Sobre La traición progresista, de Alejo Shapire
Dos constataciones emergen al repasar las muchas insensateces expuestas en La traición progresista, del periodista argentino Alejo Shapire. La primera es el abismo ideológico que existe hoy entre la élite progresista y los votantes; sobre esto se ha escrito mucho, pero este libro atina a mostrar como pocos el efecto dominó que ese divorcio tiene sobre nuestras vidas. La otra, no menos importante, es que la izquierda ha dejado de ser un proyecto para convertirse en una actitud.
“El odio”, declaró famosamente Ernesto Guevara, “impulsa más allá de las limitaciones naturales al ser humano”. Es posible, en efecto, que sin cierta cuota de odio contra los ganadores que emergen en todo sistema económico sea imposible el progreso. Pero ¿qué pasa cuando tanto ganadores como perdedores han pasado a ser difusos, ambiguos, subjetivos, como sucede en las democracias occidentales?

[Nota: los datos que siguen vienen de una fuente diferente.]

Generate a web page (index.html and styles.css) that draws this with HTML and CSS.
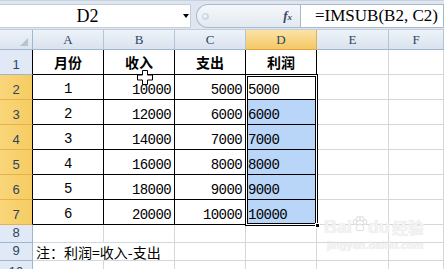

Tras la crisis ideológica que supuso el fin de la Guerra Fría, el progresismo desplaza su foco: la clase trabajadora deja de ser el sujeto oprimido, papel que recaerá, en adelante, sobre las minorías étnicas y de género. Con este desplazamiento el conflicto deja también de centrarse en las condiciones materiales para internarse —como no podía ser menos, dado que el género se construye en la intersección entre lo público y lo íntimo— en el pantano de la subjetividad y la “mirada”. Controlar esa mirada se convierte, así, en obsesión del progresismo. Shapire constata con dolor esta mutación de una izquierda que pasó de promover el “destape” y la insolencia a cultivar una suerte de pacatería victoriana progre, que cultiva la ofensa permanente, prohibe Lo que el viento se llevó por considerarla racista, balbucea con la “e” inclusiva en nombre de la igualdad de género, exige la cancelación de conferencias “problemáticas”, denuncia a los blancos que se hacen rastas por “apropiación cultural” o crea en las universidades safe spaces (espacios seguros) donde un gesto facial que denote desacuerdo puede motivar la expulsión. “Construidos como patrullas morales del discurso público”, escribe Shapire, “los guerreros de la justicia social detectan a los infractores de la corrección política y se muestran intolerantes hacia la contradicción, percibida como una amenaza vital”.
El campo de batalla del progresismo, entonces, no son ya los salarios ni la plusvalía, sino el discurso. El nuevo paradigma, además, considera a todo discurso como expresión inmutable y fatal del grupo de pertenencia: nada que yo diga me pertenece como individuo, es apenas un rasgo de mi género o mi etnia. ¿Y el proyecto universalista? ¿Y la razón? Inventos chauvinistas blancos. Dispositivos de dominación. Ahora bien, estos postulados, que fundan lo que se conoce en el mundo anglosajón como identity politics, genera inflación taxonómica: los discursos que esperan su reivindicación son cada vez más numerosos. “La exigencia de un reconocimiento y una respuesta específica”, escribe Shapire, “por etnia, género, prácticas sexuales (o ausencia de éstas), de identidades percibidas o autopercibidas, dio lugar con el tiempo a una fragmentación de categorías en permanente aumento… Lo que era el colectivo GLBT se convirtió em LGBTQQIAAP, por ahora (Facebook proponía recientemente 71 géneros distintos para identificarse.)” Como si la pulsión individualista regresara bajo otras máscaras, los grupos identitarios no dejan de subdividirse, mientras el progresismo corre detrás, en un curioso afán burocrático por mantener los formularios al día.
Vuelvo a la constatación del principio: en su deriva identitaria y pacata, señala Shapire, el progresismo domina los medios, las universidades y, crecientemente, a la clase política tradicional, ahondando un abismo entre aquellos y el electorado. Espacio vacío que se apresuran a llenar desde políticos antisistema como Trump o Bolsonaro hasta una ultraderecha identitaria tan virulenta como su contraparte progre. Hasta hoy, la reacción de las élites no es la autocrítica, sino culpar a quienes votan mal y, cada vez más, a la democracia misma. ¿Qué sucederá primero: el fin de la democracia o la irrelevancia terminal de las élites progresistas? Este libro imprescindible no arriesga una respuesta, pero deja suficientes pistas.